I fatti risalgono al 2 aprile del 1985. La vittima prescelta era in realtà il giudice Carlo Palermo. Cosa nostra aveva deciso di ucciderlo con un'autobomba, ma la vettura su cui viaggiavano Barbara Rizzo Asta e i suoi gemellini di 6 anni fece da scudo

La condanna a 30 anni di carcere per il boss mafioso Vincenzo Galatolo è stata chiesta oggi dal procuratore aggiunto di Caltanissetta Gabriele Paci nel processo che si svolge con il rito abbreviato (da qui la richiesta a 30 anni e non l'ergastolo ndr) per il processo Pizzolungo quater.

Galatolo, boss della famiglia dell'Acquasanta, è accusato di essere tra i mandanti della strage di Pizzolungo (Erice) che il 2 aprile 1985 uccise Barbara Rizzo Asta, di 33 anni, e i suoi gemellini di 6 anni, Salvatore e Giuseppe Asta.

Quel giorno la vittima prescelta era in realtà il giudice Carlo Palermo.

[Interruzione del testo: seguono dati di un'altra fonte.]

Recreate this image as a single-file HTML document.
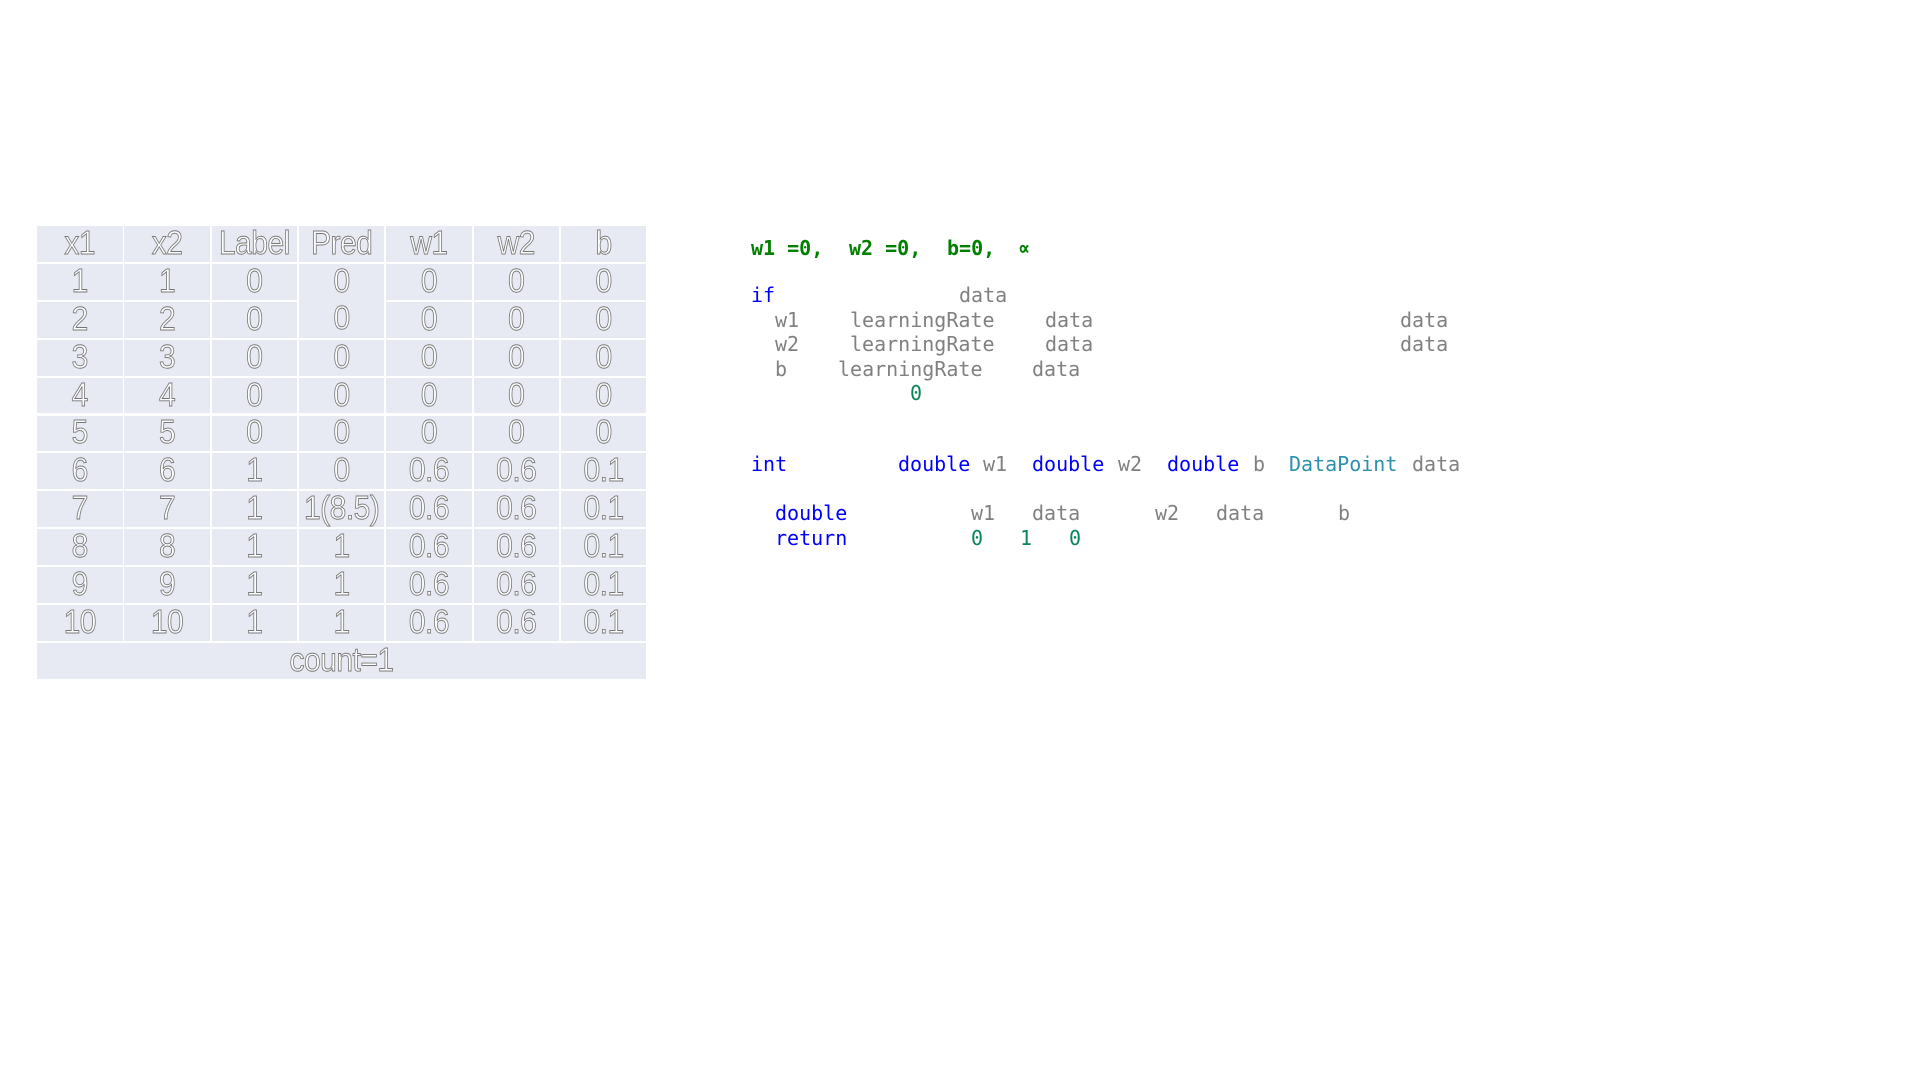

Per lui era stata piazzata un'autobomba sul ciglio delle strada, la statale che attraversa Pizzolungo, nel Trapanese. Carlo Palermo era in viaggio da Bonagia al palazzo di giustizia di Trapani, a bordo di una 132 blindata. Ma tra la sua vettura e l'auto carica di tritolo c'era quella con la mamma e i due bimbi. Al momento dell'esplosione l'auto della famiglia ha fatto da scudo alla blindata del magistrato, rimasto solo ferito.

Ad accusare il boss è stata la figlia Giovanna Galatolo, che collabora con la giustizia e che ha raccontato ai magistrati le reazioni del boss alla notizia trasmessa dai telegiornali. "Quel giudice è un cornuto", ha riferito di aver sentito dire al padre. Parole confermate da un altro collaboratore, Francesco Onorato. L'ex pm è stato riconosciuto tra le parti civili del processo, con gli agenti della sua scorta, Salvatore La Porta e Nino Ruggirello. Il gup è Valentina Baldo.